Your verification ID is: guDlT7MCuIOFFHSbB3jPFN5QLaQ Big Computing: Predictive Analytics for March Madness 2012

Monday, March 12, 2012

Predictive Analytics for March Madness 2012

For a couple of years now Danny Tarlow and Commisioner Lee have hosted a Predictive Analytics competition for March Madness. It even got some press last year:"

Software to predict 'March Madness' basketball winner

MacGregor Campbell, consultant
BasketBall.jpg (Image: Jonathan Daniel/Getty)
Fine, computers, you can beat us at chess and Jeopardy!, just please let us keep March Madness. With the US National Collegiate Athletic Association's basketball tournament starting today, contestants in the second annual March Madness Predictive Analytics Challenge are attempting to build software that can pick winning teams better than humans.
The contest pits machine against machine to find out which algorithm can correctly predict the outcome of the 64-team contest. Tournament brackets must be chosen entirely by computer algorithm, and no specific team-based rules, such as "always pick Duke over North Carolina", are allowed. All contestants are restricted to using the same data set - team and player statistics from the 2006 season until last month.
Contest organiser Danny Tarlow's own entry started out as a movie recommendation engine similar to those used on sites like Netflix. He says that predicting what movie a particular person would like to see is similar to predicting how well a basketball team's attack will do against their opponent's defence: both interactions are driven by unknown rules.
To predict the result of a basketball game, his algorithm chews through loads of regular season data and uses probabilities to find equations that fit the outcomes of each game. It then uses these equations to pick which teams will win in tournament match-ups. "The algorithm knows nothing about basketball or details about any team. It just sees the outcome of each game in the season, and it tries to discover latent characteristics that best explain the outcomes," he says.
Other entries range from using genetic algorithms to evolve equations that can pick winners to more straightforward attempts to boil down a team's strengths and weaknesses to a single number, then pick the team with the higher number in each match-up.
Last year's contest had 10 entries, including a "pace" bracket that simply picked the higher-seeded team in each matchup. Six of the entries did better than this baseline, one even predicting underdog Butler University's surprising ascent to the final four.
Tarlow hopes for a better performance this year, but is well aware of the difficulty of predicting the outcome of an entire basketball tournament. "There's clearly a lot of luck that goes into having a successful bracket."
We'll know how the software programs fare soon - the round of 64 begins today."
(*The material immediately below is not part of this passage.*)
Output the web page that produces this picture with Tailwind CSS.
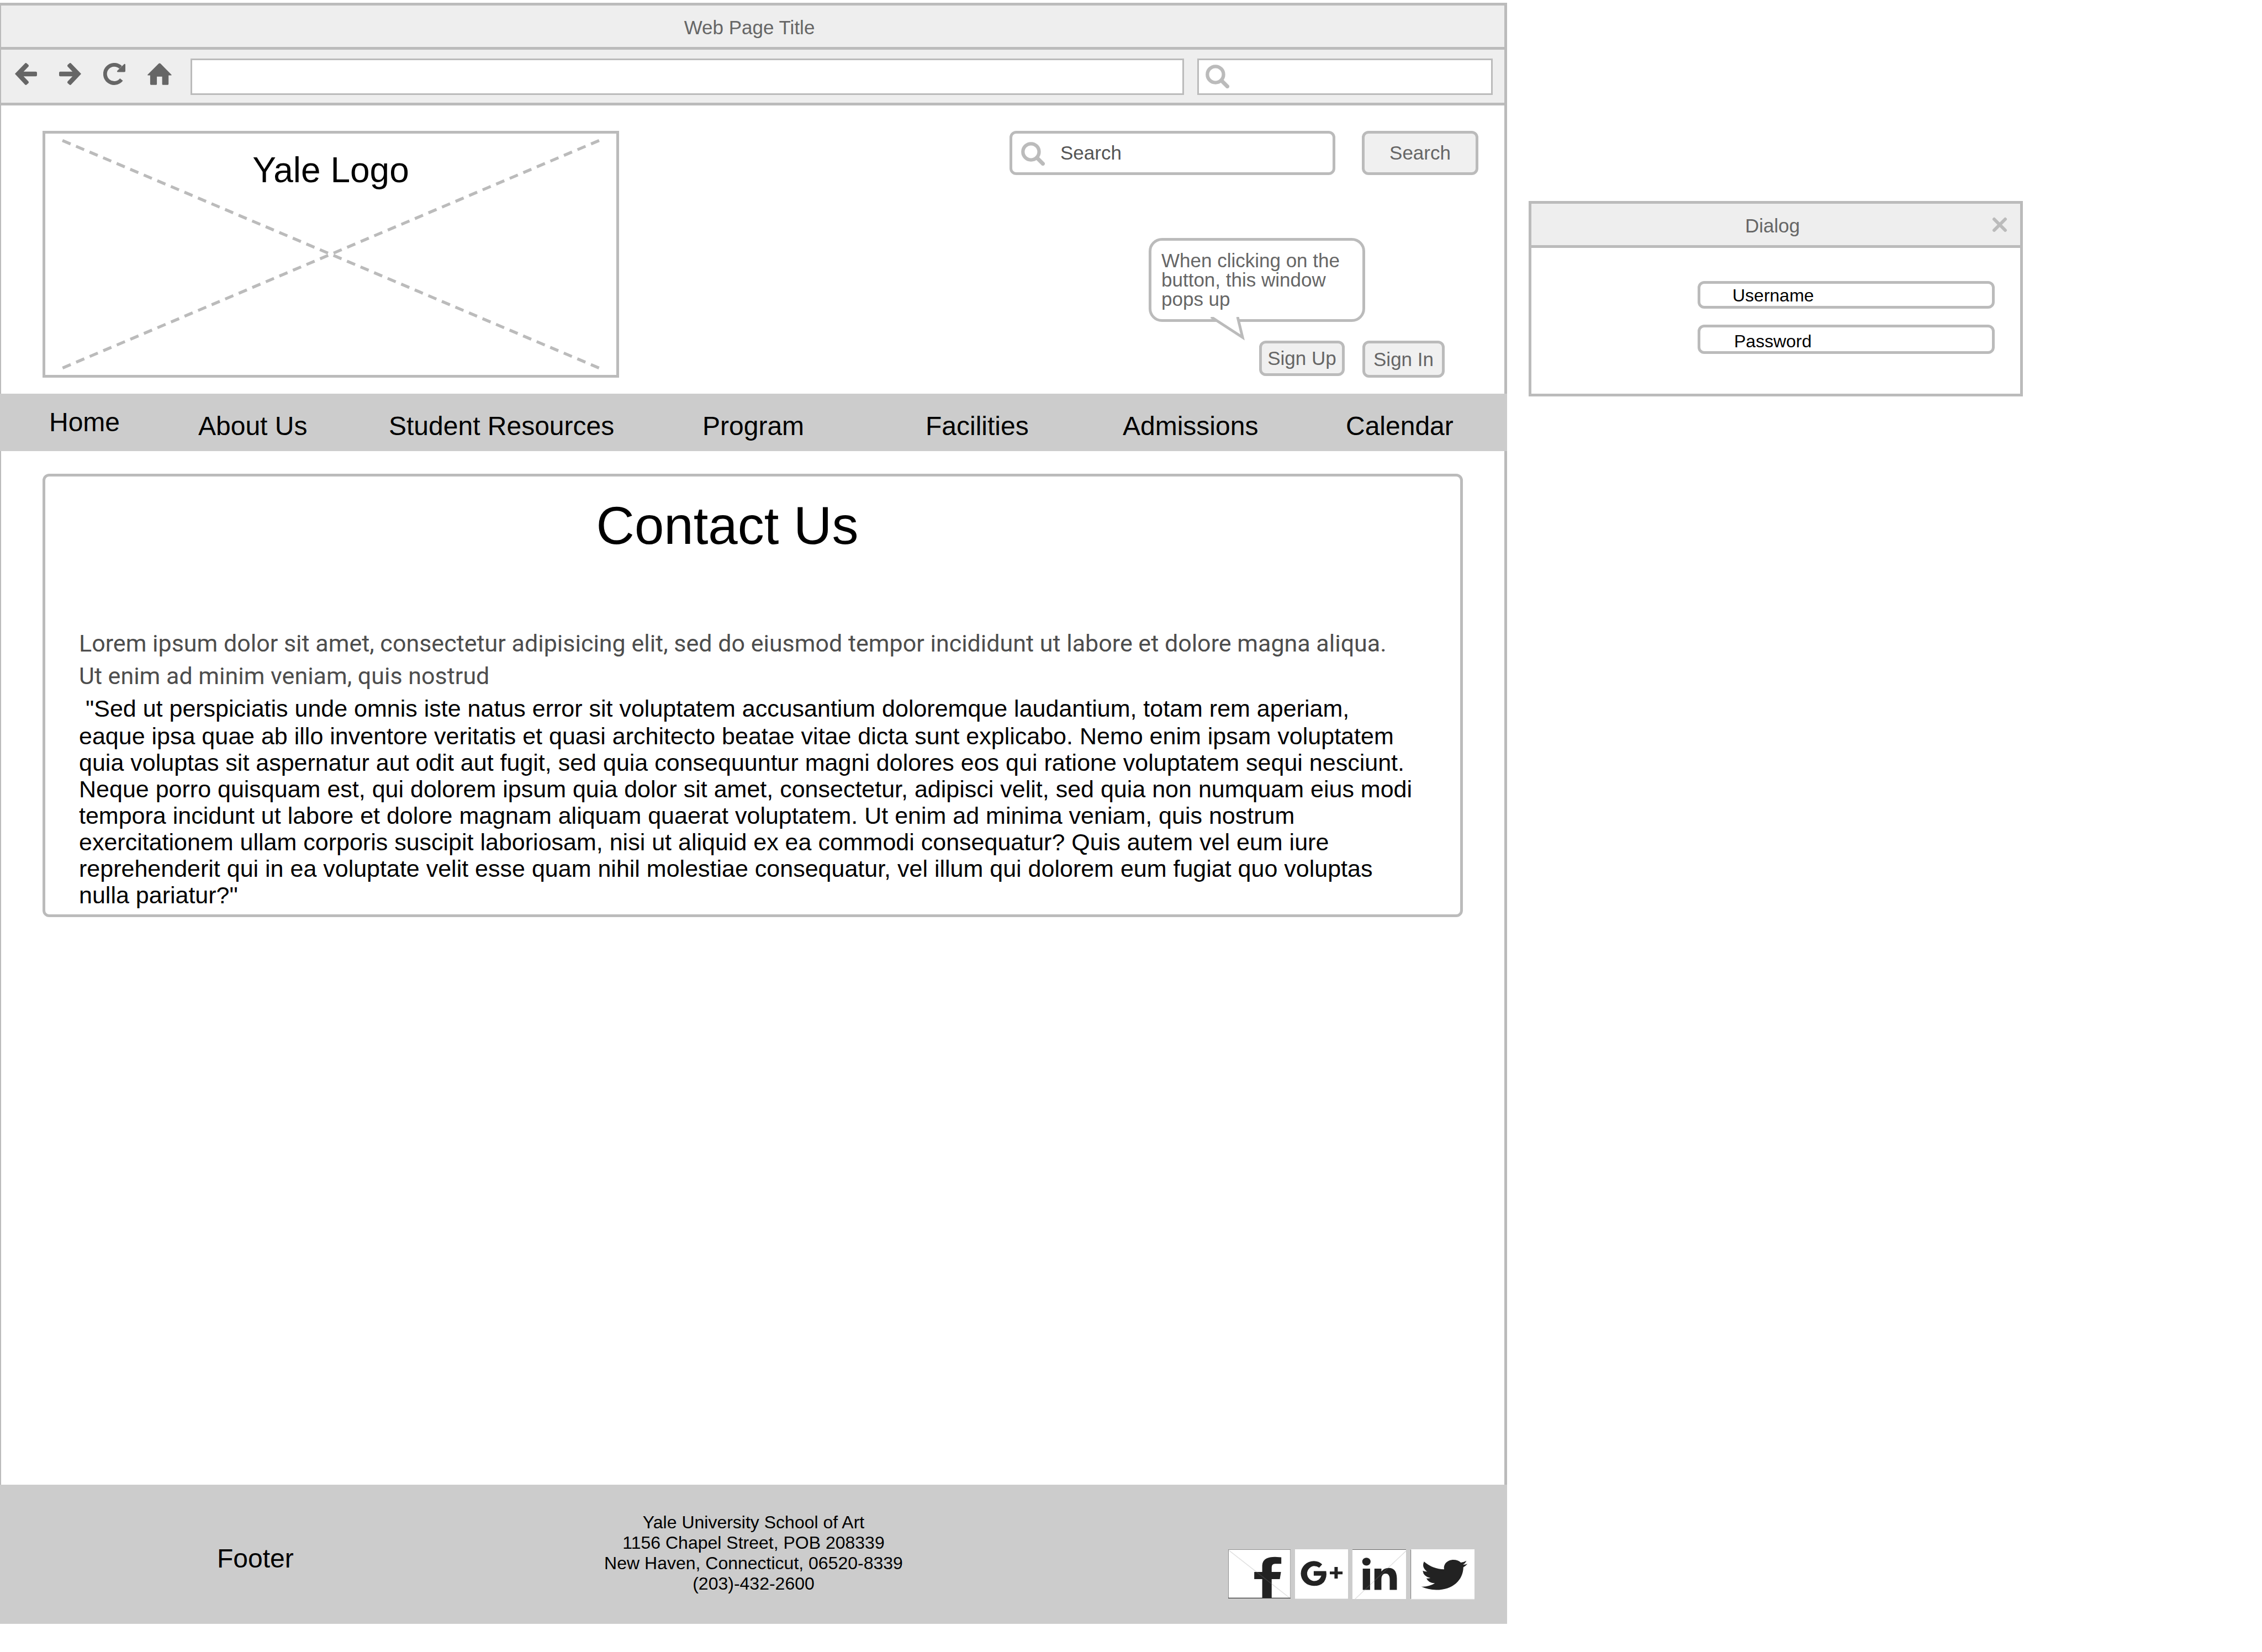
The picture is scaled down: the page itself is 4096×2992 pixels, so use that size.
<!DOCTYPE html>
<html lang="en">
<head>
<meta charset="utf-8">
<title>Web Page Title</title>
<script src="https://cdn.jsdelivr.net/npm/@tailwindcss/browser@4"></script>
</head>
<body class="bg-white text-black font-['Liberation_Sans',Arial,sans-serif]">
<div class="grid min-h-screen grid-cols-[2729fr_1367fr] items-stretch">

  <!-- Browser window -->
  <div class="flex min-w-0 flex-col pt-[5px] pb-[51px]">
    <div class="border-[#bbb] border-l-2 border-r-[5px] border-y-[5px] bg-[#eee]">
      <div class="flex h-20 items-center justify-center border-b-[5px] border-[#bbb] pt-1 pr-3 text-[35px] leading-10 text-[#666]">Web Page Title</div>
      <div class="flex h-24 items-start pt-4 pr-[21px] pl-[25px]">
        <div class="mt-2 mr-[34px] flex gap-10">
          <button type="button" aria-label="Back"><svg class="block size-10" viewBox="92 58 135 135" fill="#666"><path d="M92 125 L153 61 Q159 55 165 61 L174 69 Q179 75 174 81 L145 111 H220 Q227 111 227 118 V133 Q227 140 220 140 H145 L174 170 Q179 176 174 182 L165 190 Q159 196 153 190 Z"/></svg></button>
          <button type="button" aria-label="Forward"><svg class="block size-10" viewBox="92 58 135 135" fill="#666"><path transform="translate(319 0) scale(-1 1)" d="M92 125 L153 61 Q159 55 165 61 L174 69 Q179 75 174 81 L145 111 H220 Q227 111 227 118 V133 Q227 140 220 140 H145 L174 170 Q179 176 174 182 L165 190 Q159 196 153 190 Z"/></svg></button>
          <button type="button" aria-label="Reload"><svg class="block size-10" viewBox="636 58 135 135" fill="#666"><path d="M742 85 A56 56 0 1 0 747 160" fill="none" stroke="#666" stroke-width="23" stroke-linejoin="round"/><path d="M765 64 Q771 62 771 69 V108 Q771 114 765 114 H725 Q717 112 722 105 Z"/></svg></button>
          <button type="button" aria-label="Home"><svg class="block h-10 w-11" viewBox="904 57 152 136" fill="#666"><path d="M974 60 Q980 55 986 60 L1054 129 Q1057 134 1050 134 H1036 V188 Q1036 193 1031 193 H1000 Q996 193 996 189 V141 H963 V189 Q963 193 959 193 H926 Q921 193 921 188 V134 H910 Q903 134 905 129 Z"/></svg></button>
        </div>
        <input type="text" aria-label="Address" class="h-[66px] min-w-0 flex-1 border-3 border-[#bbb] bg-white px-4 text-[35px] outline-none">
        <div class="ml-6 flex h-[66px] w-[535px] items-start border-3 border-[#bbb] bg-white pt-2 pl-3">
          <svg class="size-[43px] shrink-0" viewBox="0 0 48 48" fill="none" stroke="#bbb" stroke-width="7"><circle cx="20" cy="20" r="16.3"/><path d="M32 32 L44 44" stroke-width="8" stroke-linecap="round"/></svg>
          <input type="text" aria-label="Search the web" class="min-w-0 flex-1 px-4 text-[35px] outline-none">
        </div>
      </div>
    </div>

    <header class="flex justify-between border-r-[5px] border-l-2 border-[#bbb] pt-[46px] pb-[29px] pl-[75px]">
      <div class="relative h-[447px] w-[1044px] border-5 border-[#bbb] pt-[30px] text-center text-[64px] leading-[72px]">
        <svg class="absolute inset-0 size-full" viewBox="6 6 1164 492" preserveAspectRatio="none" stroke="#bbb" stroke-width="6" stroke-dasharray="18 12"><path d="M41 20 L1135 484 M1135 20 L41 484"/></svg>
        <span class="relative">Yale Logo</span>
      </div>
      <div class="flex flex-col items-end pr-[47px]">
        <form class="flex gap-12 text-[35px] leading-10">
          <div class="flex h-20 w-[590px] items-start rounded-xl border-5 border-[#bbb] pt-[15px] pl-4">
            <svg class="size-[43px] shrink-0" viewBox="0 0 48 48" fill="none" stroke="#bbb" stroke-width="7"><circle cx="20" cy="20" r="16.3"/><path d="M32 32 L44 44" stroke-width="8" stroke-linecap="round"/></svg>
            <input type="search" aria-label="Search this site" placeholder="Search" class="ml-7 min-w-0 flex-1 text-[#555] outline-none placeholder:text-[#555]">
          </div>
          <button type="button" class="h-20 w-[211px] rounded-xl border-5 border-[#bbb] bg-[#f0f0f0] text-[#666]">Search</button>
        </form>
        <div class="relative mt-[114px] mr-[205px] h-[152px] w-[392px] rounded-3xl border-5 border-[#bbb] pt-[18px] pl-[18px] text-[35px] leading-[35px] text-[#666]">
          When clicking on the<br>button, this window<br>pops up
          <svg class="absolute -bottom-[42px] left-[102px] h-[46px] w-[72px]" viewBox="0 0 72 46" fill="white" stroke="#bbb" stroke-width="5"><path d="M8 -1 V1 H54" stroke="none"/><path d="M6 0 L63 37 L54 0"/></svg>
        </div>
        <div class="mt-[34px] mr-[61px] flex items-start gap-8 text-[35px] leading-10 text-[#666]">
          <button type="button" class="h-16 w-[155px] rounded-xl border-5 border-[#bbb] bg-[#f0f0f0]">Sign Up</button>
          <button type="button" class="h-[67px] w-[149px] rounded-xl border-5 border-[#bbb] bg-[#f0f0f0]">Sign In</button>
        </div>
      </div>
    </header>

    <nav class="grid h-[104px] grid-cols-[270fr_345fr_568fr_404fr_357fr_404fr_292fr] items-center bg-[#ccc] pl-[89px] text-[48px] leading-[56px] whitespace-nowrap">
      <a href="#">Home</a>
      <a href="#" class="pt-3.5">About Us</a>
      <a href="#" class="pt-3.5">Student Resources</a>
      <a href="#" class="pt-3.5">Program</a>
      <a href="#" class="pt-3.5">Facilities</a>
      <a href="#" class="pt-3.5">Admissions</a>
      <a href="#" class="pt-3.5">Calendar</a>
    </nav>

    <main class="flex-1 border-r-[5px] border-l-2 border-[#bbb] px-[75px] pt-[41px]">
      <section class="rounded-xl border-5 border-[#bbb] px-[61px] pt-[41px] pb-[11px]">
        <h1 class="pr-[92px] text-center text-[96px] leading-[96px]">Contact Us</h1>
        <p class="mt-[136px] text-[43px] leading-[59px] whitespace-nowrap text-[#4d4d4d] font-[Roboto,sans-serif]">Lorem ipsum dolor sit amet, consectetur adipisicing elit, sed do eiusmod tempor incididunt ut labore et dolore magna aliqua.<br>Ut enim ad minim veniam, quis nostrud</p>
        <p class="mt-[3px] text-[43px] leading-[48px] whitespace-nowrap"><span class="leading-[52px]">&nbsp;"Sed ut perspiciatis unde omnis iste natus error sit voluptatem accusantium doloremque laudantium, totam rem aperiam,</span><br>eaque ipsa quae ab illo inventore veritatis et quasi architecto beatae vitae dicta sunt explicabo. Nemo enim ipsam voluptatem<br>quia voluptas sit aspernatur aut odit aut fugit, sed quia consequuntur magni dolores eos qui ratione voluptatem sequi nesciunt.<br>Neque porro quisquam est, qui dolorem ipsum quia dolor sit amet, consectetur, adipisci velit, sed quia non numquam eius modi<br>tempora incidunt ut labore et dolore magnam aliquam quaerat voluptatem. Ut enim ad minima veniam, quis nostrum<br>exercitationem ullam corporis suscipit laboriosam, nisi ut aliquid ex ea commodi consequatur? Quis autem vel eum iure<br>reprehenderit qui in ea voluptate velit esse quam nihil molestiae consequatur, vel illum qui dolorem eum fugiat quo voluptas<br>nulla pariatur?"</p>
      </section>
    </main>

    <footer class="grid h-[252px] grid-cols-[1fr_auto_1fr] items-center bg-[#ccc]">
      <div class="pt-4 pl-[393px] text-[48px] leading-[56px]">Footer</div>
      <address class="pb-1 text-center text-[32px] leading-[37px] not-italic">Yale University School of Art<br>1156 Chapel Street, POB 208339<br>New Haven, Connecticut, 06520-8339<br>(203)-432-2600</address>
      <div class="flex items-start justify-end gap-2 pt-[72px] pr-[59px]">
        <a href="#" aria-label="Facebook"><svg class="block h-[89px] w-[113px] bg-white" viewBox="44 36 376 297" preserveAspectRatio="none"><path d="M249 333 V216 H201 V173 H249 V134 Q251 82 326 82 L364 84 V124 H330 Q306 122 306 146 V173 H362 L355 216 H306 V333 Z" fill="#222"/><path d="M48 42 L412 328" stroke="#888" stroke-opacity=".25" stroke-width="5"/><path d="M45 333 V37 H420" fill="none" stroke="#666" stroke-width="3"/><path d="M44 331 H420" stroke="#333" stroke-width="4"/><path d="M418 38 V329" stroke="#999" stroke-width="3"/></svg></a>
        <a href="#" aria-label="Google Plus"><svg class="block h-[90px] w-[96px] bg-white" viewBox="446 36 320 300" preserveAspectRatio="none"><path d="M610 127 L592 147 Q578 137 560 137 A48 46 0 0 0 560 228 Q594 228 605 195 H559 V168 H634 Q641 205 620 234 Q598 257 560 257 A79 75 0 1 1 560 107 Q590 107 610 127 Z M684 143 H704 V170 H733 V187 H704 V213 H684 V187 H656 V170 H684 Z" fill="#222"/><path d="M446 335 H766" stroke="#ddd" stroke-width="3"/></svg></a>
        <a href="#" aria-label="LinkedIn"><svg class="block h-[90px] w-[97px] bg-white" viewBox="799 36 322 301" preserveAspectRatio="none"><path d="M861 153 H905 V282 H861 Z M931 153 H973 V171 Q987 149 1018 149 Q1065 150 1066 212 V282 H1023 V216 Q1022 183 999 183 Q974 183 973 216 V282 H931 Z" fill="#222"/><ellipse cx="883" cy="111" rx="25" ry="24" fill="#222"/><path d="M1121 46 L815 337" stroke="#888" stroke-opacity=".25" stroke-width="5"/><path d="M799 37 H1121" stroke="#666" stroke-width="4"/></svg></a>
        <a href="#" aria-label="Twitter"><svg class="block h-[91px] w-[116px] bg-white" viewBox="1145 36 385 303" preserveAspectRatio="none"><path d="M1210 261 Q1253 264 1292 241 Q1252 239 1241 211 Q1254 213 1265 209 Q1223 201 1219 165 Q1229 171 1246 171 Q1210 144 1227 110 Q1278 155 1348 157 C1341 127 1366 99 1403 99 Q1431 99 1448 116 Q1465 114 1482 105 Q1475 120 1461 128 Q1475 128 1488 123 Q1477 136 1463 144 C1462 220 1401 281 1300 281 Q1250 280 1210 261 Z" fill="#222"/><path d="M1147 38 V336" stroke="#888" stroke-width="4"/><path d="M1145 337 H1530" stroke="#e2e2e2" stroke-width="5"/></svg></a>
      </div>
    </footer>
  </div>

  <!-- Sign-in dialog -->
  <div class="pt-[364px] pl-[39px]">
    <div role="dialog" aria-labelledby="dialog-title" class="w-[895px] border-5 border-[#bbb]">
      <div class="grid h-20 grid-cols-[1fr_auto_1fr] items-center border-b-[5px] border-[#bbb] bg-[#eee] pr-[23px] pl-[11px] text-[35px] leading-10 text-[#666]">
        <h2 id="dialog-title" class="col-start-2 pt-1">Dialog</h2>
        <button type="button" aria-label="Close" class="justify-self-end"><svg class="block size-7" viewBox="0 0 28 28" stroke="#bbb" stroke-width="6" stroke-linecap="round"><path d="M4 4 L24 24 M24 4 L4 24"/></svg></button>
      </div>
      <form class="flex flex-col items-end gap-[29px] pt-[60px] pr-[46px] pb-[72px] text-[32px] leading-9">
        <input type="text" aria-label="Username" placeholder="Username" class="h-[50px] w-[538px] rounded-xl border-5 border-[#bbb] pt-0.5 pl-[58px] outline-none placeholder:text-black">
        <input type="password" aria-label="Password" placeholder="Password" class="h-[53px] w-[538px] rounded-xl border-5 border-[#bbb] pt-2 pl-[61px] outline-none placeholder:text-black">
      </form>
    </div>
  </div>
</div>
</body>
</html>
I often think that the world of predictive analytic competitions is made up solely of Kaggle competitions, but there are lots of others out there.These two guys have run a good contest for a while now so I encourage everyone to give it a try especially if you are an R user instead of a Python guy.

I played with some models to do this but none of them where ever outstanding.  One I liked had a factor for streaky teams. I found that teams who had long runs of multiple wins tended to do better than those teams with similar records who did not. When  I further tuned this with weighting for things like streaks later in the season and level of competition it seemed to do better than anything else I tried. If you have the time don't just fill out a bracket predict one.